La veille de la publication de ce record, une enfant de 11 ans a été tuée après une série de coups de feu tirés sur sa maison située dans le district anversois. Un assassinat qui serait probablement en lien avec le milieu de la drogue puisque l’enfant tuée serait la nièce d’Othman E.B, recherché pour trafic de drogue et supposément installé à Dubaï.

Mais pour Michaël Dantinne, professeur de criminologie à l’ULiège, mélanger ces deux affaires serait une erreur. « 110 tonnes, c’est environ 5% de l’estimation de la production annuelle mondiale. Ce n’est donc pas du tout négligeable, sans compter ce que cela représente en termes de valeur marchande. Je crois qu’il faut avant tout prendre le chiffre pour ce qu’il est : à savoir qu’on a beaucoup saisi, à Anvers, en 2022, et plus qu’en 2021. C’est plutôt à porter au crédit des autorités, non ? »

Cependant, il constate qu’une certaine violence se dévoile désormais au grand jour.  « Il semble beaucoup plus juste de constater que l’on assiste à une recrudescence des formes visibles de violence liées au trafic de drogue(s). Parce qu’à lire certaines interprétations, on a un peu l’impression que ce n’est que récemment que les trafiquants font usage du registre violent. Ceci traduit une totale méconnaissance de ce que sont les organisations criminelles et les réseaux auxquels elles participent, et de ce qu’elles font et comment elles le font. »

Un cercle vicieux

Si la montée des violences est désormais beaucoup plus visible, l’affaire Sky ECC y serait pour quelque chose. En mars 2021, le réseau de communication cryptée a été démantelé par la police. Durant les mois qui ont suivi, de vastes opérations policières ont été mises en place grâce aux données récupérées. Résultats : des centaines de perquisitions et d’interpellations.

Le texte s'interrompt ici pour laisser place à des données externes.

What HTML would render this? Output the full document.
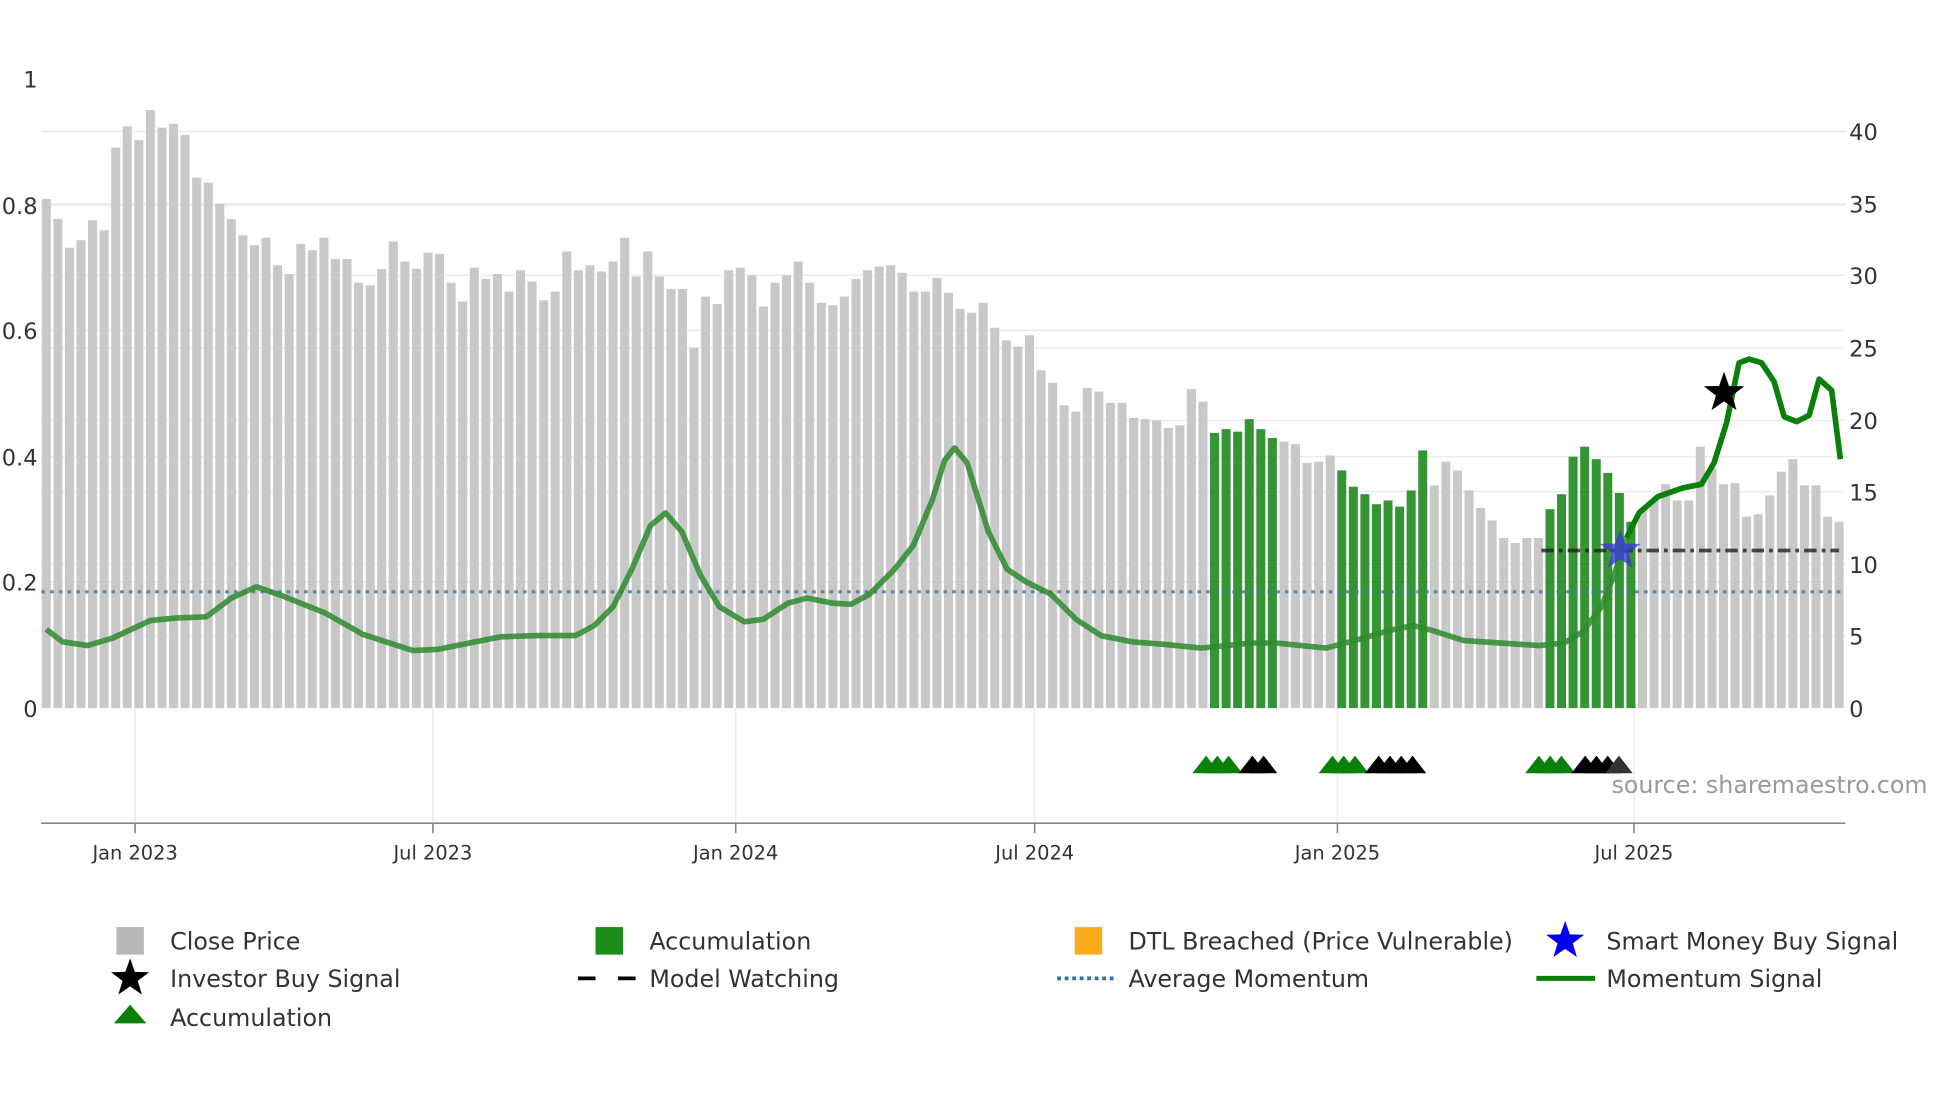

Une victoire pour les autorités belges, mais qui peut provoquer des dommages collatéraux. « Les saisies, couplées aux démantèlements de laboratoires, aux arrestations et autres ‘victoires’ policières/judiciaires ont participé à une déstabilisation du marché de la drogue en lien avec Anvers. La littérature s’accorde sur une règle : un marché criminel stable est un marché calme. A l’opposé, un marché criminel instable est un marché bouillonnant, notamment en matière d’usage de la violence », indique Michaël Dantinne. En d’autres termes, les réseaux de trafic, menacés de près par des enquêtes, perdent de l’argent en se faisant saisir de la drogue et n’ont d’autres solutions que d’avoir recours à la violence pour à la fois éviter de perdre leur place, mais aussi pour ramener une stabilité dans les revenus.

Mais les conséquences de l’affaire Sky ECC ne s’arrêtent pas là. En démantelant le réseau, les autorités publiques ont notamment découvert une modification du marché dans le secteur de la cocaïne. Avant, le produit quasiment totalement fini partait de pays producteurs comme la Colombie, la Bolivie et le Pérou. Seulement, des laboratoires se sont installés dans plusieurs pays d’Europe afin de traiter les feuilles de coca sur place. « Grâce à Sky ECC, on a démantelé pas mal de laboratoires au Pays-Bas, en Espagne et en Belgique. » De quoi donc installer encore plus d’instabilités dans le trafic de cocaïne.

Mais si les autorités publiques progressent dans la lutte, endiguer totalement les réseaux de drogues est illusoire, notamment dans les capacités d’adaptation de ceux-ci. « La lutte contre la drogue est une lutte dans laquelle on doit savoir qu’on n’endiguera jamais le phénomène. Ce qu’on recherche, c’est à compliquer au maximum la vie des trafiquants. Mais en sachant que toute victoire engrangée a parfois des conséquences qu’on ne soupçonne pas et va donner lieu à des adaptations. Les autorités publiques gagnent d’un côté et perdent de l’autre », conclut Michaël Dantinne.